There is overwhelming evidence in human medicine that physicians treat minority, or otherwise underserved, patients differently by offering fewer treatment options, pain alleviation and one-on-one interactions. Clearly, veterinary medicine has a different patient center, but veterinary professionals will certainly want to know if a quiet trend showed similar marginalized patterns of care among clients. Such patterns result in different health outcomes and, quite possibly, the search for new, more attentive and inclusive practices.

What to Ask

Once the decision has been made to ask a battery of demographic questions, the next step is deciding which questions to include on your client information forms. Standard questions will focus on race and ethnicity, gender and primary language, and questions may be framed as multiple choice. For race and ethnicity questions, you may find that providing the following options are sufficient:

  • African-American/black
  • Asian/Pacific Islander
  • Hispanic
  • Native American/Alaskan
  • Multiracial/multiethnic
  • White
  • Race not listed here

At AAVMC, we recently updated our questions regarding gender and gender identity. We advocate the inclusion of a third, nonbinary gender (“A gender not listed here”) as an option in addition to male and female. While the number of individuals who select the third option is small, the inclusion of the option represents two important values:

  • A commitment to inclusion because some individuals to not identify on the gender binary. Having a third option signals that this is a core value and a belief that their presence is important enough to acknowledge and include in your data set.
  • The inclusion of these individuals in the data set creates a greater likelihood of generalizing your research findings.

Inquiring about language skills will help you plan for the future of the practice. Numerous bi- or multilingual veterinary practices exist. These practices are largely in areas where a need was identified early.

As populations migrate, you may find an increase in limited English proficiency (LEP) individuals in your client base. This will be noticeable anecdotally, yet data will provide the confirmation you need to make evidence-based decisions to seek out language skills on your own or in future practice hires. Having this evidence will aid decision making in the development of promotional materials and community outreach. Ultimately, the collection of this data is about enhancing the relationship between the veterinary practice and the client.

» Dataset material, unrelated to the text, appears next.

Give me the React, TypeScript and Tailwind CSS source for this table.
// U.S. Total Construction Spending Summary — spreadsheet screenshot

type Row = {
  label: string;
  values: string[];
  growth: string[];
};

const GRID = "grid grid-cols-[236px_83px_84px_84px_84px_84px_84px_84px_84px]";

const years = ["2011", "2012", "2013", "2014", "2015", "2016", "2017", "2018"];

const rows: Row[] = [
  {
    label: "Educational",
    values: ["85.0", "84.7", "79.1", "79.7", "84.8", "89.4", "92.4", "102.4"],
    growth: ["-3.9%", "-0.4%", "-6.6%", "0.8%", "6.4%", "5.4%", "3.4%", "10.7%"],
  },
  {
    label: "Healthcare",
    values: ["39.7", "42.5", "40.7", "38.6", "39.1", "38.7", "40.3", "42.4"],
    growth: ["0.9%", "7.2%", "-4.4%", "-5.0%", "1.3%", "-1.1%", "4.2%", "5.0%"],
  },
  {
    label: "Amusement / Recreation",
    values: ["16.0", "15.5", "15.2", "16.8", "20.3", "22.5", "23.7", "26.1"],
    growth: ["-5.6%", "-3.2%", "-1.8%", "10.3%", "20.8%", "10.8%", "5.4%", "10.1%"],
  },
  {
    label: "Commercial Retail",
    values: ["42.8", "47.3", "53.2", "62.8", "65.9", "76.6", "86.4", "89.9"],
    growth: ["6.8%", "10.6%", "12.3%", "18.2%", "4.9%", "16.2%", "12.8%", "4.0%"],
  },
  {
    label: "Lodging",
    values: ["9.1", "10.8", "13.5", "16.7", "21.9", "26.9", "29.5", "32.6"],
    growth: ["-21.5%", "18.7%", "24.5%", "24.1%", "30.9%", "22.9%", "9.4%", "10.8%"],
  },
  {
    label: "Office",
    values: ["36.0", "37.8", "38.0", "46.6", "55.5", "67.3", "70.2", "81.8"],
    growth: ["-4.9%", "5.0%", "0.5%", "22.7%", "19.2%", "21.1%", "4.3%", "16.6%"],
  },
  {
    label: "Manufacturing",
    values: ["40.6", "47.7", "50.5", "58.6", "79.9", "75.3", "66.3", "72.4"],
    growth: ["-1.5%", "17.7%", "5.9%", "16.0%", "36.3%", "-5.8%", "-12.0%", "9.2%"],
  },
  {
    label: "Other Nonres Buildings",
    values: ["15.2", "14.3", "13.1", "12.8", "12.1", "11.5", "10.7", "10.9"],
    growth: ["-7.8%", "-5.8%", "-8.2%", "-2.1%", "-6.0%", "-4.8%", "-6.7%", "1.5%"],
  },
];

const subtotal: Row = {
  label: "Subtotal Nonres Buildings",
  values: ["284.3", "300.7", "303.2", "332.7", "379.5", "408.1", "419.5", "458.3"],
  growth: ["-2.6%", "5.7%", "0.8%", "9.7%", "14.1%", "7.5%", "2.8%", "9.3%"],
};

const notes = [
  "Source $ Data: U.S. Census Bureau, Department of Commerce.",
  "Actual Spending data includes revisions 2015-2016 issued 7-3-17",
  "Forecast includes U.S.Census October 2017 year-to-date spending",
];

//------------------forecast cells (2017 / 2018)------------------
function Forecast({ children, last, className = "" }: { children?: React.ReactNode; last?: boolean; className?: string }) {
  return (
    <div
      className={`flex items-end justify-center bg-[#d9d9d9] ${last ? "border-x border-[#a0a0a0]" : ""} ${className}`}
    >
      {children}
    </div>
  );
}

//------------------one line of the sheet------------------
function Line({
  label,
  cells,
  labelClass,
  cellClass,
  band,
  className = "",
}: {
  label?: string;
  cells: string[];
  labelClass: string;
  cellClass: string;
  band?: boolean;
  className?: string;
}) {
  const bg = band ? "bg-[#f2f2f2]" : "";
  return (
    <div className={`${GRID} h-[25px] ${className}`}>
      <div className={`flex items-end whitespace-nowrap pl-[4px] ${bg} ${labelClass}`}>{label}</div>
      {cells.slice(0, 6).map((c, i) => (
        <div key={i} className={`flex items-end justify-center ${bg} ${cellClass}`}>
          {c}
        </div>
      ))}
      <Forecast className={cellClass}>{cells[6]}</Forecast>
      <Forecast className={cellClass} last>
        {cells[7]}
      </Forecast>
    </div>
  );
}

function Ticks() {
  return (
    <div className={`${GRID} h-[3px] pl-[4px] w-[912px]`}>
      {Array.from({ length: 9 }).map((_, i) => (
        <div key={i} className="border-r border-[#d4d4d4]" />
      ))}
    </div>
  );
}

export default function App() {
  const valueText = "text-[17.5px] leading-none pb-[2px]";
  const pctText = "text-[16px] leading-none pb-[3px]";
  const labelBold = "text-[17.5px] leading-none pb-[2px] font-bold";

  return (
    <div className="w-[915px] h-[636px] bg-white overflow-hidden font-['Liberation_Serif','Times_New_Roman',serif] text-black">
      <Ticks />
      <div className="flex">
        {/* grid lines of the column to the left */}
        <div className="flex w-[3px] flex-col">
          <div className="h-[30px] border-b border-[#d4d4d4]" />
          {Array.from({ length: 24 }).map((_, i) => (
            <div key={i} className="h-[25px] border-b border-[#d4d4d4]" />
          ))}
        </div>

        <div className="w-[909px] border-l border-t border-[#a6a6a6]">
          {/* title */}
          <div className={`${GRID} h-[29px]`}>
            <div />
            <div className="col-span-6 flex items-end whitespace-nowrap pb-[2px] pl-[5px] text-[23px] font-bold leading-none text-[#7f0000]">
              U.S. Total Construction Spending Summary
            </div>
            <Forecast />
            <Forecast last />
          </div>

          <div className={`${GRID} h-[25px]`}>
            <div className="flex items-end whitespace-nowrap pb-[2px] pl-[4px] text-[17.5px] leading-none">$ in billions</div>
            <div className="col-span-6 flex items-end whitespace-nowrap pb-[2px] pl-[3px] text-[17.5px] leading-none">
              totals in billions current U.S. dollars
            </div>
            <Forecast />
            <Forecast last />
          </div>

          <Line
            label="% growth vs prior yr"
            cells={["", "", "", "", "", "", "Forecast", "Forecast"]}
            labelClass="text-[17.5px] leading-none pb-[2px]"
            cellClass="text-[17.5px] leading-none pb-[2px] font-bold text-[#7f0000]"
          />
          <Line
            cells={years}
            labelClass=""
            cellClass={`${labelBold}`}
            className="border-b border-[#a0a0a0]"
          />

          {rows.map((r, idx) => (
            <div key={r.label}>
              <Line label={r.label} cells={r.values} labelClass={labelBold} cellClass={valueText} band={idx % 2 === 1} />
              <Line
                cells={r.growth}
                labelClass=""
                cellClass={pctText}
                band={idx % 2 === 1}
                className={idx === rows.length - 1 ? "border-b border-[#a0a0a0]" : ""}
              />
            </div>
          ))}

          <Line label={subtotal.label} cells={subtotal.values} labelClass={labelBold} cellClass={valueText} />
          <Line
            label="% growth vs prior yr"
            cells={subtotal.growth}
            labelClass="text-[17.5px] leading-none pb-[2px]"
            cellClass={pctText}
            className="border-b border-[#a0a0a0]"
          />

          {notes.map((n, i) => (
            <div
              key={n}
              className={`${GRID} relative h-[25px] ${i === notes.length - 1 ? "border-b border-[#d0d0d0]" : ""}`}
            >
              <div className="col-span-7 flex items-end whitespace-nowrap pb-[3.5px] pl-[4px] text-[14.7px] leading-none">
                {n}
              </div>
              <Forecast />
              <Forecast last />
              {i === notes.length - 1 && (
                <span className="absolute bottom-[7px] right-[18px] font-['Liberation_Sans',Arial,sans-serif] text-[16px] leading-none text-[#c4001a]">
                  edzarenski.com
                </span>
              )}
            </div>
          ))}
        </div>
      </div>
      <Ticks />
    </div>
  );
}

Human health research shows that LEP is associated with health disparities, poor treatment compliance, increased medical errors and low client satisfaction. Your business is reliant on providing excellent veterinary medical care and customer service. Understanding how language proficiency plays a role in that care and service is critical in an increasingly diverse environment.

Creating an Inclusive Business

Adding or modifying just three questions to your client intake forms can help you make a huge step forward in creating and embracing a diverse and inclusive veterinary business.

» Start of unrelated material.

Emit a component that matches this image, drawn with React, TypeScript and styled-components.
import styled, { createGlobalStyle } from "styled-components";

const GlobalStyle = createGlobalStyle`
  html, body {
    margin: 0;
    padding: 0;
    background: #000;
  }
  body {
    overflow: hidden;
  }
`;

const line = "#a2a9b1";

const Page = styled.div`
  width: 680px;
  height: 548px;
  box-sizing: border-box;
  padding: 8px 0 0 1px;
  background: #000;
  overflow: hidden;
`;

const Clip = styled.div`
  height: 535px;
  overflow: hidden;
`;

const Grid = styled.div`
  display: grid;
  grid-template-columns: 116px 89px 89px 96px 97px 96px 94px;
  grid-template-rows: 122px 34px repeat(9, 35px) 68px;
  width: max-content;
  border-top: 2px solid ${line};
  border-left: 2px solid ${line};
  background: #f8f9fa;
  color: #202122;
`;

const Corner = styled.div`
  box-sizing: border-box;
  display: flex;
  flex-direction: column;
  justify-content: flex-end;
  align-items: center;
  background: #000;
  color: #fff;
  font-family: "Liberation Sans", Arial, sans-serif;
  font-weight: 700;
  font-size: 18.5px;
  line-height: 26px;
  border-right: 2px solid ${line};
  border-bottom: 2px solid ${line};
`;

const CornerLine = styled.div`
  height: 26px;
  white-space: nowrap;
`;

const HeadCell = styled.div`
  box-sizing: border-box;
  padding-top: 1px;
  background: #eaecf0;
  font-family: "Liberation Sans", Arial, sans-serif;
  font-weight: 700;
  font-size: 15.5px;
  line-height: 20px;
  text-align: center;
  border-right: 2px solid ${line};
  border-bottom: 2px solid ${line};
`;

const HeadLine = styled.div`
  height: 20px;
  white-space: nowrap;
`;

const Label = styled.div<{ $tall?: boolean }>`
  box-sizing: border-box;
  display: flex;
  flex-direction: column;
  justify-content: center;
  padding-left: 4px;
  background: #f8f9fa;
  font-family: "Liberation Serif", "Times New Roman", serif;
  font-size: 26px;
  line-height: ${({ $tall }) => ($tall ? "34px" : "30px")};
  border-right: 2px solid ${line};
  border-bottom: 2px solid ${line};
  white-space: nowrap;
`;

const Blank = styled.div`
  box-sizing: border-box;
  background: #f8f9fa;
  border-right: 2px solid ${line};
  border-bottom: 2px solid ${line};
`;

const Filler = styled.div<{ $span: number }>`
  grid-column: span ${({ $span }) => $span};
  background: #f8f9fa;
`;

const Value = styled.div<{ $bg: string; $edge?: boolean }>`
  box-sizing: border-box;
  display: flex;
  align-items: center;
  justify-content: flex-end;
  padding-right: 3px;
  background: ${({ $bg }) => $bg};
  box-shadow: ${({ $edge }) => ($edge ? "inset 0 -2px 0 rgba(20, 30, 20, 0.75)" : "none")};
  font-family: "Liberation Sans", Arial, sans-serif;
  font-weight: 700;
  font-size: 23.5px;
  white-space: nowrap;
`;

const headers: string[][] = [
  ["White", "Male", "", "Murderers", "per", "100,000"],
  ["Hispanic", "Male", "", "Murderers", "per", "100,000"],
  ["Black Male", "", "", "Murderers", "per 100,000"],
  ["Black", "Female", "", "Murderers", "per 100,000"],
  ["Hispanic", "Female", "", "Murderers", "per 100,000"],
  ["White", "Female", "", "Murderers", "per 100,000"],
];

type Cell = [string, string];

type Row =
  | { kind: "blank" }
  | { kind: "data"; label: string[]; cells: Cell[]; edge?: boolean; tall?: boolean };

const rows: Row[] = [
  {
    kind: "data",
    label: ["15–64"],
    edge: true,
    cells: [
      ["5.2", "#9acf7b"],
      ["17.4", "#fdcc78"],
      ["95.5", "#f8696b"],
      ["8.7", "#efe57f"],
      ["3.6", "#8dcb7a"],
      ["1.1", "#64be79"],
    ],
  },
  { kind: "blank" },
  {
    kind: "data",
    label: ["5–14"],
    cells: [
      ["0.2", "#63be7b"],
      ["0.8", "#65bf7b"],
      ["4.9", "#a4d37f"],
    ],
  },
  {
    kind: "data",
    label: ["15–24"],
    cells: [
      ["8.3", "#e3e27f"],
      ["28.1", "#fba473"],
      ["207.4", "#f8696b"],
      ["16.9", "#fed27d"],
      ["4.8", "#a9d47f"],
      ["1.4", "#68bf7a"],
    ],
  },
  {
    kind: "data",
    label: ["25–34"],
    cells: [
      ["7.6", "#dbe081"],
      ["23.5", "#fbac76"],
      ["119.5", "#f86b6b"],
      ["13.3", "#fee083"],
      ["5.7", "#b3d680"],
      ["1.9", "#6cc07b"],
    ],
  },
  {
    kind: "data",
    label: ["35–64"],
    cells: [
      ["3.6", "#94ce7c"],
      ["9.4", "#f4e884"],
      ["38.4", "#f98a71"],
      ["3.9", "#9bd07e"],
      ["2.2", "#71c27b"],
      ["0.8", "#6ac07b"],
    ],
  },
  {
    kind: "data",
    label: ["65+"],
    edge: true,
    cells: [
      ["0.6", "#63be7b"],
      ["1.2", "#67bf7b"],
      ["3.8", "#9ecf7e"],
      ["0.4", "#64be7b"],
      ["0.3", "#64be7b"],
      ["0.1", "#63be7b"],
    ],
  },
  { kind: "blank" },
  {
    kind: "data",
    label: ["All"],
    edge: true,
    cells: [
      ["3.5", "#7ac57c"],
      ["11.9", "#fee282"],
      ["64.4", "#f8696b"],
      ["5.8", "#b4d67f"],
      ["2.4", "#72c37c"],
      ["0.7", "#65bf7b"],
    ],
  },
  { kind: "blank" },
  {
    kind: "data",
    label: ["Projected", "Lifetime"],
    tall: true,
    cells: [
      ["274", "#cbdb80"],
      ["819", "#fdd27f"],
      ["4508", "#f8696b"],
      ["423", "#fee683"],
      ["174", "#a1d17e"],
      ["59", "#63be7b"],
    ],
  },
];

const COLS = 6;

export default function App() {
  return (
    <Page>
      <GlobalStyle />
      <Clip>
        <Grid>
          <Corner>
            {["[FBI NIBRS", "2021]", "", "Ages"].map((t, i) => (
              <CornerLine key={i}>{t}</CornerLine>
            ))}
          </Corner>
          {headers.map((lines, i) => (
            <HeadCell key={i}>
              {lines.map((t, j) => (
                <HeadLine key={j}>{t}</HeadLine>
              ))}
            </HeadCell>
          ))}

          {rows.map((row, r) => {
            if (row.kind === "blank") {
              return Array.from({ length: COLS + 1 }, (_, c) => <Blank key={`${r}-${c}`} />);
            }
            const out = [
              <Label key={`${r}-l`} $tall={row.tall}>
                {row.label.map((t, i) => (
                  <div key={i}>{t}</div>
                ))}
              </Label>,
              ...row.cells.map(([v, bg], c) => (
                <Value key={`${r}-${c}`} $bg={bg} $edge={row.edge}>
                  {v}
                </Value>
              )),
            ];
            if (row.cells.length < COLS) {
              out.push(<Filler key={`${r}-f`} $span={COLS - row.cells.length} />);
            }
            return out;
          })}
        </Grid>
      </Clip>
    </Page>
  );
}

First, gathering information about race, gender and language provides your business with three additional data sources that can inform decision making.

Second, this data can and should inform your relationships with your clients and can influence your patients’ health outcomes. In my diversity work at AAVMC, I often tell students that clients trust veterinary medical knowledge. The place where things are most apt to break down are in the relationship between the veterinarian and the client. If the client does not think you really see them and respect them, then the relationship is potentially doomed and all that veterinary medical knowledge doesn’t matter.

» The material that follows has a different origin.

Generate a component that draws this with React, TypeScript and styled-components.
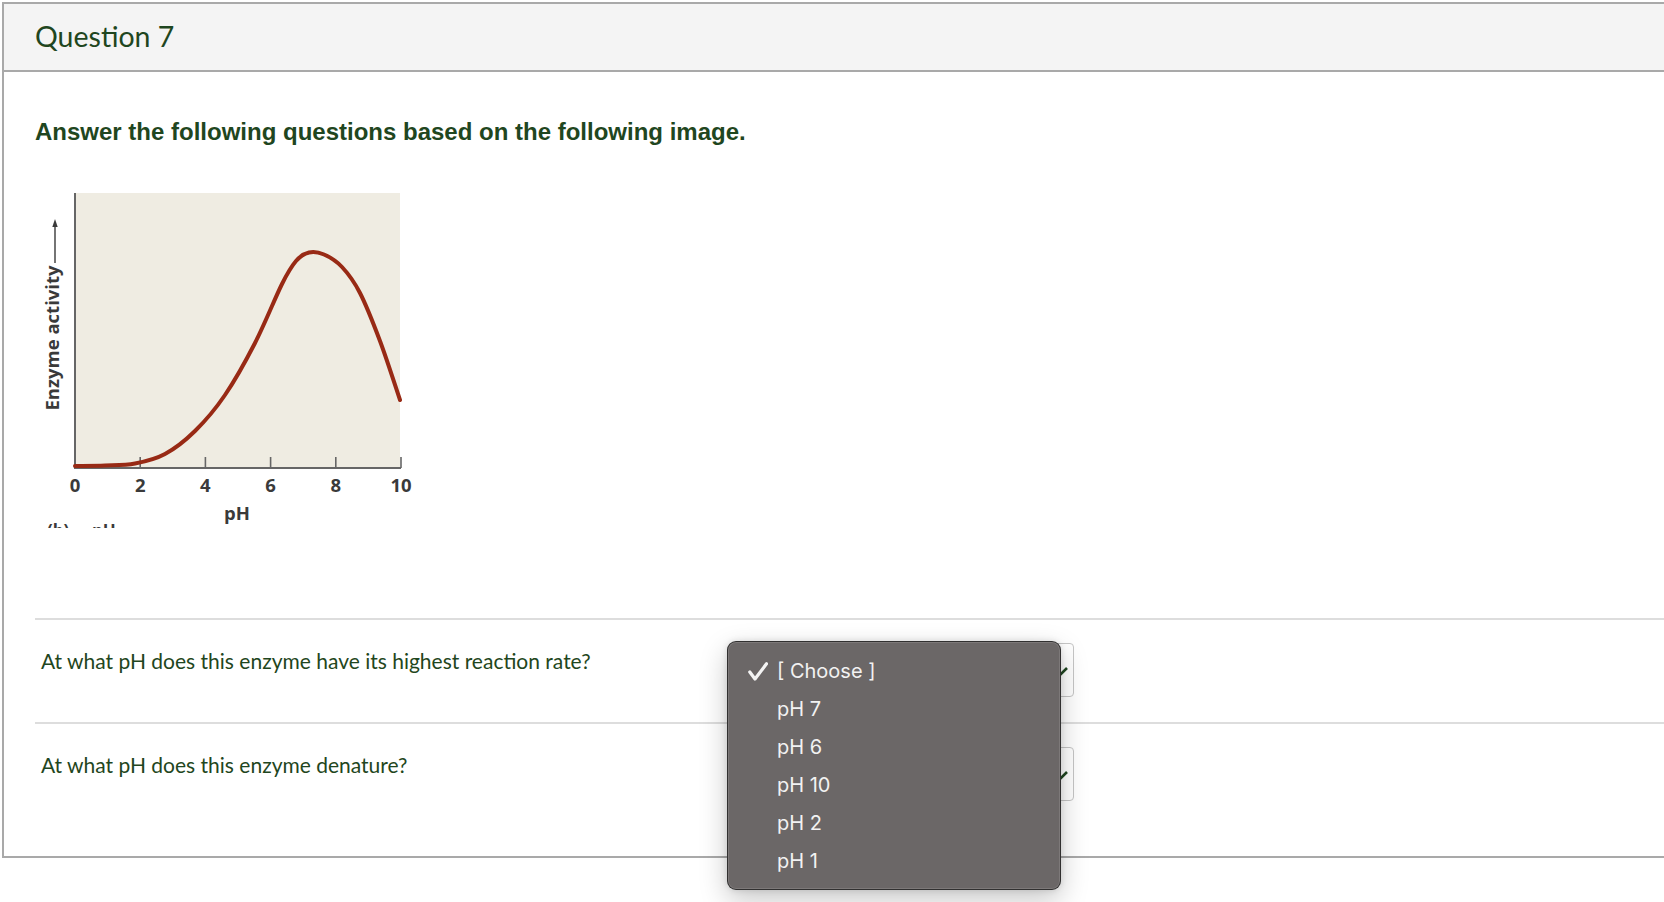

Finally, although data collection is often meant to inform the gatherer, including these questions on forms serves as a source of information to your clients. The inclusion of these questions signals that you see them as individuals, that you recognize providing veterinary medical care is about both the animal and the client, and that you want to create a business environment that embraces diversity. This is an easy, passive way of creating an inclusive business environment.

Diversity Toolbox columnist Dr. Lisa M. Greenhill is senior director for institutional research and diversity at the Association of American Veterinary Medical Colleges.